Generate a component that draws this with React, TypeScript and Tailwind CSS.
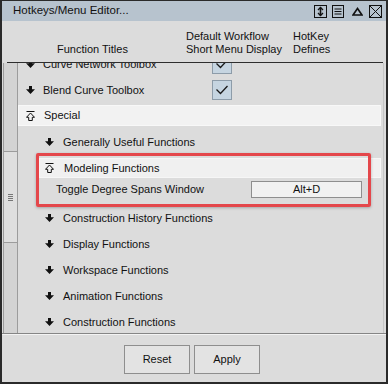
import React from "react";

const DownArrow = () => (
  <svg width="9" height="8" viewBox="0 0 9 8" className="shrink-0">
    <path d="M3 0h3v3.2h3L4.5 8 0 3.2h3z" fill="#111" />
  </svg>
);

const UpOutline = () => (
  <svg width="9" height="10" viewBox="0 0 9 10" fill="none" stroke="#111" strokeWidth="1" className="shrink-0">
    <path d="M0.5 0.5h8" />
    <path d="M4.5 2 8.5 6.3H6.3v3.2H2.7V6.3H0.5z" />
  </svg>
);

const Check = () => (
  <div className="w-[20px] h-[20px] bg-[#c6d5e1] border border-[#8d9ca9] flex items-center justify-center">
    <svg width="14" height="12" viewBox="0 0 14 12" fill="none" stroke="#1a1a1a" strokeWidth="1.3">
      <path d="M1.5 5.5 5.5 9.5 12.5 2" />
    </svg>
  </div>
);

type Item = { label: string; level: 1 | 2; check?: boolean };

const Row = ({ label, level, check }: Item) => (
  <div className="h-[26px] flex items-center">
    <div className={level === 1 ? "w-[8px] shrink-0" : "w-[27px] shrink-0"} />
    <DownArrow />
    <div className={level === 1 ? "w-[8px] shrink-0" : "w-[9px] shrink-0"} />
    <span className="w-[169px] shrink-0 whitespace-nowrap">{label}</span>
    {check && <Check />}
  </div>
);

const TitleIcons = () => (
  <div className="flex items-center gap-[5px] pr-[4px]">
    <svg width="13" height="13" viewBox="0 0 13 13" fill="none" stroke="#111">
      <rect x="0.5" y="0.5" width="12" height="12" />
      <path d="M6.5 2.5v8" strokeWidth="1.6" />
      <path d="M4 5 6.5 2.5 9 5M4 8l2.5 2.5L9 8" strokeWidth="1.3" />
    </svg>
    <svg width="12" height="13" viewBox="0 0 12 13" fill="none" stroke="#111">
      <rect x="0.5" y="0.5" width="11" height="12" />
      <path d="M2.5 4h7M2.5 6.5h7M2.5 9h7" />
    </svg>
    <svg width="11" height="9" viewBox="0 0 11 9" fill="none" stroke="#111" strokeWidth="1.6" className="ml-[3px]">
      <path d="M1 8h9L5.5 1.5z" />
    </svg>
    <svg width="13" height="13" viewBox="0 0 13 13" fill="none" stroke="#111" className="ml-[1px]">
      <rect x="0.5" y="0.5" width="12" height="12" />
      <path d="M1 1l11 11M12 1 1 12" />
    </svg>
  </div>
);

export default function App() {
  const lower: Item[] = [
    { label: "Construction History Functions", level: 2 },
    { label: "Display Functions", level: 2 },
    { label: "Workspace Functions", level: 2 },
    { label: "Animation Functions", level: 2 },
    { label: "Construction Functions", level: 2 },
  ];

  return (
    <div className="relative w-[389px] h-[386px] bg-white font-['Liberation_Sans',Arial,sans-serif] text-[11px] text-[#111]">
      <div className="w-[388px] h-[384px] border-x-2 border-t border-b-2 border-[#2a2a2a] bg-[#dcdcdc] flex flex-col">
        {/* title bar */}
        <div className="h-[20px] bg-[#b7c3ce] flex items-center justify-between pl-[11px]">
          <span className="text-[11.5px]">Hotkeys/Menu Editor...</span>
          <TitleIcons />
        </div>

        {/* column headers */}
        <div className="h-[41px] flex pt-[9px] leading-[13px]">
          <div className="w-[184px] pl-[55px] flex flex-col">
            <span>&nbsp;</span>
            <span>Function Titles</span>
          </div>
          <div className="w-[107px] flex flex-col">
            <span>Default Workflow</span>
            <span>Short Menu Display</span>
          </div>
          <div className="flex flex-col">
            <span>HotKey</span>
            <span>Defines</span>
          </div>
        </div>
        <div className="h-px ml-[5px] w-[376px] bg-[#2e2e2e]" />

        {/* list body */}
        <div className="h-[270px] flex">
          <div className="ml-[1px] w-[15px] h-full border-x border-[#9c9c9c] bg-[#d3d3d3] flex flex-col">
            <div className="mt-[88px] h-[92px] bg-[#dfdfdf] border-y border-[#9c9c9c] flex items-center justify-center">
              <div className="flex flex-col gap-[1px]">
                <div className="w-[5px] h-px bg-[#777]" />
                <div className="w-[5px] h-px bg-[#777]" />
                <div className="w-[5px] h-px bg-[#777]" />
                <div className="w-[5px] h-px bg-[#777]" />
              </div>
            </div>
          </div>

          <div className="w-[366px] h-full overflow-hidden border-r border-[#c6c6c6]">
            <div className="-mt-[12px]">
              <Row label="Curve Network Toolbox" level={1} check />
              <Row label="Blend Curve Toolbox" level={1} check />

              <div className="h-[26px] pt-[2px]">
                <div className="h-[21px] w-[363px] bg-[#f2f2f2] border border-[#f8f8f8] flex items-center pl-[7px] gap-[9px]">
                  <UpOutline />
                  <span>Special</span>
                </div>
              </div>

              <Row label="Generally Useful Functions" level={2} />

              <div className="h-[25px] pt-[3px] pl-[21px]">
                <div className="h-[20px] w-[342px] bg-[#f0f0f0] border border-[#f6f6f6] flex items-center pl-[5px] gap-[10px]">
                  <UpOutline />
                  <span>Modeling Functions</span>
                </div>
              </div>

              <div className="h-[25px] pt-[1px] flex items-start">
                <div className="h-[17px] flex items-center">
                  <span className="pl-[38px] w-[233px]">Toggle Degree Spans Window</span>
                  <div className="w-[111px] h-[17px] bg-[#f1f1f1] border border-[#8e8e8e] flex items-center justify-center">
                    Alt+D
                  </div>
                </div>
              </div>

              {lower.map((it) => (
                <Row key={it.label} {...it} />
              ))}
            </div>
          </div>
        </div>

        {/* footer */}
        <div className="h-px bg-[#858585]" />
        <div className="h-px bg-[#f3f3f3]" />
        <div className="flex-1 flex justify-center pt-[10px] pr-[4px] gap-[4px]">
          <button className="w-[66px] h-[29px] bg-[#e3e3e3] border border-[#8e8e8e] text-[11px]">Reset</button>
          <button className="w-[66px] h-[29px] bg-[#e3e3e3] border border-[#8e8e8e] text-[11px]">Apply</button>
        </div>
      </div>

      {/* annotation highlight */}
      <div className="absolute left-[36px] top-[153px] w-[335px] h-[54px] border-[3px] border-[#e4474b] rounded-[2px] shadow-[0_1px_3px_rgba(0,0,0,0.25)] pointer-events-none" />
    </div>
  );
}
-=-=-
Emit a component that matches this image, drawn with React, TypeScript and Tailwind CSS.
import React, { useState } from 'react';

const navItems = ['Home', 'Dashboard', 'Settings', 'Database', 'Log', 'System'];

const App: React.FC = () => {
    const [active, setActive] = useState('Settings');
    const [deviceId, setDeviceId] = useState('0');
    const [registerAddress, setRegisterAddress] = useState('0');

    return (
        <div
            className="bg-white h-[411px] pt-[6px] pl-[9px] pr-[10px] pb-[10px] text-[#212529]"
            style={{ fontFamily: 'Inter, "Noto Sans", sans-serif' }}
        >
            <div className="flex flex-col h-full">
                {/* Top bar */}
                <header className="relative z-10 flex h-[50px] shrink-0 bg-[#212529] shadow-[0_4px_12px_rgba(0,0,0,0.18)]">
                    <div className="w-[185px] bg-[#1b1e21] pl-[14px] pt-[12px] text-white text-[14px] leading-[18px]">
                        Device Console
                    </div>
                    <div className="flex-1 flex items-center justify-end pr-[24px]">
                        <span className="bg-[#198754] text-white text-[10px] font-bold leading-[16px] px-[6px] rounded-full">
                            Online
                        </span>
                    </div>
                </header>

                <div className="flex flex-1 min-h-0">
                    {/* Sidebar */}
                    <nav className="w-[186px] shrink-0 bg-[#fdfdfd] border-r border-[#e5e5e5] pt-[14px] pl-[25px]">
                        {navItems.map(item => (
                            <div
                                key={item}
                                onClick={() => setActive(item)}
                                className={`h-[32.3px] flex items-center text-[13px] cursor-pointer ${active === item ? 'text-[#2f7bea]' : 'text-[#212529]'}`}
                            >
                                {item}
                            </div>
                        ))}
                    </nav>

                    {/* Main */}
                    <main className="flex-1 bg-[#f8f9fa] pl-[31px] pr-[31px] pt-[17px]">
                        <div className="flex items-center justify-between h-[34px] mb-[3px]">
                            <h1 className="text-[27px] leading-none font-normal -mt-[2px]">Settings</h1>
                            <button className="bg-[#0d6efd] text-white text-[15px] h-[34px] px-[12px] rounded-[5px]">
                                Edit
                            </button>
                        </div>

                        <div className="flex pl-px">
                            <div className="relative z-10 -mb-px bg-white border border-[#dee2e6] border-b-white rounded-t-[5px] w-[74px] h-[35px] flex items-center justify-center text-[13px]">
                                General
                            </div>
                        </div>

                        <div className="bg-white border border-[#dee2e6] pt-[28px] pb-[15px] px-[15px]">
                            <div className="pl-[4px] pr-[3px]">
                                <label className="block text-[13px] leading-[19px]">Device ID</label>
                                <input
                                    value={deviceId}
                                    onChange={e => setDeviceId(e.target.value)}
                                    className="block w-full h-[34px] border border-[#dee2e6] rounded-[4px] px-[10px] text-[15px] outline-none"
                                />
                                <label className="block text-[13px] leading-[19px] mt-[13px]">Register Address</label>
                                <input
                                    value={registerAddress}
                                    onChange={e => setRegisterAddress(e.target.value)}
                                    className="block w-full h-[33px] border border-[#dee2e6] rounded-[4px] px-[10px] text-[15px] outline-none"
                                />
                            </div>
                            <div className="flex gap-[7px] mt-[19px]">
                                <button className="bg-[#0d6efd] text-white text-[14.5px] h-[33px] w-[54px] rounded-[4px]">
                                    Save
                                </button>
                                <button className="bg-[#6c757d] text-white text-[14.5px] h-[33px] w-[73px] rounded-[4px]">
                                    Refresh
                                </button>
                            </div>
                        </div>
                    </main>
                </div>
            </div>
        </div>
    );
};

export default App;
-=-=-
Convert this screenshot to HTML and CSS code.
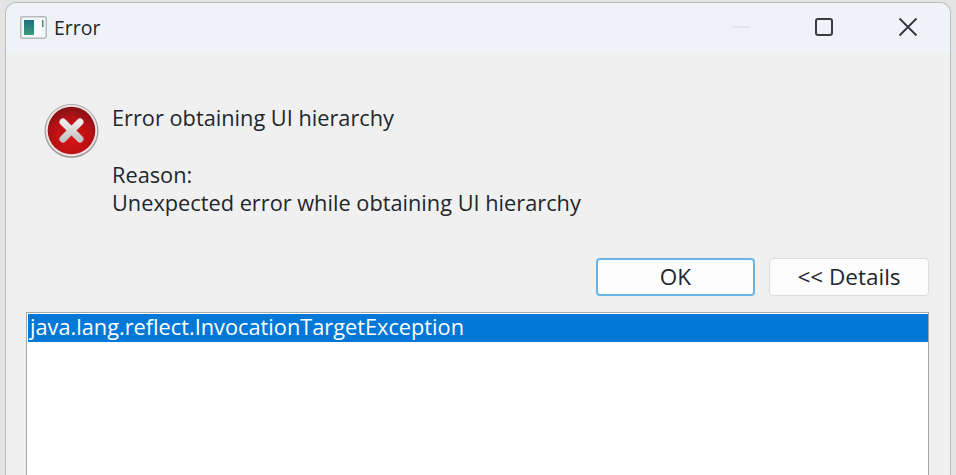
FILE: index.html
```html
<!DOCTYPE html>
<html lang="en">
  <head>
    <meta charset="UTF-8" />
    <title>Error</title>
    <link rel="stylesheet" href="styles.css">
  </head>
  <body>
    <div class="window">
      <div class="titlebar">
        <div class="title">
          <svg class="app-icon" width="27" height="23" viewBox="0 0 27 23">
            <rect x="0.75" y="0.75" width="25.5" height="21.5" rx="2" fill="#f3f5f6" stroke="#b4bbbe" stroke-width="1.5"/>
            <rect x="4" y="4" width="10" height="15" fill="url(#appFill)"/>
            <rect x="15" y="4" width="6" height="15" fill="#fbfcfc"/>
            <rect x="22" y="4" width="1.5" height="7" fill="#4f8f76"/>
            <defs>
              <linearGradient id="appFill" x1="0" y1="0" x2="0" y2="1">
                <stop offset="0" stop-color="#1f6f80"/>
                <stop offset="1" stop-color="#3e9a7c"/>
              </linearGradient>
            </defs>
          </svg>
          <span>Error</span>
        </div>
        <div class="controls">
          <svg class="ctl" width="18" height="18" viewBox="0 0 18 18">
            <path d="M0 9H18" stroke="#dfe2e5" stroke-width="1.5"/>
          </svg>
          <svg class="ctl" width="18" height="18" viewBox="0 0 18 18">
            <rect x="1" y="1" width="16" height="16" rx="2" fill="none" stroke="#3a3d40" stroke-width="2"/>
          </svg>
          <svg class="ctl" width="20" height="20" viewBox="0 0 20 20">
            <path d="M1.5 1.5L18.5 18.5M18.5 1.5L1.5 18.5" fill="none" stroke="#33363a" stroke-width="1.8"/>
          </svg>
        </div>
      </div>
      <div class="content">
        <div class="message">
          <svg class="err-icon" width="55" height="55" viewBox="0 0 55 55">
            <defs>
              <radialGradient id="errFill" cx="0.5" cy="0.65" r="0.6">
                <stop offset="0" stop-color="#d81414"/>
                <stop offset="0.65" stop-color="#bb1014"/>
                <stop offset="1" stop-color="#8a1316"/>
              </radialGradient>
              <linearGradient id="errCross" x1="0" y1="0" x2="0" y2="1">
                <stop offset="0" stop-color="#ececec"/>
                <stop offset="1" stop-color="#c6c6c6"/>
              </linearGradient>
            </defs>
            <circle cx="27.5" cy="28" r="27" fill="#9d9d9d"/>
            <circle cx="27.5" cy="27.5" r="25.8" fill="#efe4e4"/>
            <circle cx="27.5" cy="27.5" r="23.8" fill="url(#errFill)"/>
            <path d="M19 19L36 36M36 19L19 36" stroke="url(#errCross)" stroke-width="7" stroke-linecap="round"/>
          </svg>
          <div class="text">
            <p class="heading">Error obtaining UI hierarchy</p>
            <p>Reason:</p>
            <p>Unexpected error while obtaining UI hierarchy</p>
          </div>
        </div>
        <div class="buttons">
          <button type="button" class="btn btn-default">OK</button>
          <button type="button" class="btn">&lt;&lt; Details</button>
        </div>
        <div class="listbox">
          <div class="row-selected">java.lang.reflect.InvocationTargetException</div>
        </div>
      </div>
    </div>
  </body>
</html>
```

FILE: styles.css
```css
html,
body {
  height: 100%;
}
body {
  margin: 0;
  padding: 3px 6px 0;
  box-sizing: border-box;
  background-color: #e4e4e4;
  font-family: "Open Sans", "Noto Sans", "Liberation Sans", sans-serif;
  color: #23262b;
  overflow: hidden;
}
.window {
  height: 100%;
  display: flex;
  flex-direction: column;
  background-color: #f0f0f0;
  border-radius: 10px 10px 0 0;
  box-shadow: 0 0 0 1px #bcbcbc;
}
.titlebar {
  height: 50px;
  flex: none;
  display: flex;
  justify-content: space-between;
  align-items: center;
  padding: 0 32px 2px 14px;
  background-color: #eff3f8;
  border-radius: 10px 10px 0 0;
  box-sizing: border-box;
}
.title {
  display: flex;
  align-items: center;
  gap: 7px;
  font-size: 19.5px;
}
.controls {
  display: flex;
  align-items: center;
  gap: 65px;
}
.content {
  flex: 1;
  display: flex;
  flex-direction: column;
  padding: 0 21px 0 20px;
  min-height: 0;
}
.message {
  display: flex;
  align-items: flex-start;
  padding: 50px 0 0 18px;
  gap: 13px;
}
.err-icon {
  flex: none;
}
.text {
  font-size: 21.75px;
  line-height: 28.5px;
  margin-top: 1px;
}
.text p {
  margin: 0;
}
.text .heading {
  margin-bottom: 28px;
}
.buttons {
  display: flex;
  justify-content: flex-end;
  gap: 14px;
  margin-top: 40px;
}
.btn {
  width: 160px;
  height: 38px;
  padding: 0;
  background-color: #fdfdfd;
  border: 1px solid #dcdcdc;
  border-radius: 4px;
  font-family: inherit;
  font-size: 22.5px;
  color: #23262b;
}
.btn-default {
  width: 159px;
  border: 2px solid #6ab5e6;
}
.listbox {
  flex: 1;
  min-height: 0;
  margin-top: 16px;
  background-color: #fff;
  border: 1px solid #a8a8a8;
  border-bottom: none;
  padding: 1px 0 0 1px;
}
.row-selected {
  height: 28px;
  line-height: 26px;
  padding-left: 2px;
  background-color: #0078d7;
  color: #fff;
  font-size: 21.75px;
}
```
-=-=-
__What you are asked to do__: Look through the data and gather every line with the string "that" in it.

__Exercise response__:
Generate a component that draws this with React, TypeScript and Tailwind CSS.
Emit a component that matches this image, drawn with React, TypeScript and Tailwind CSS.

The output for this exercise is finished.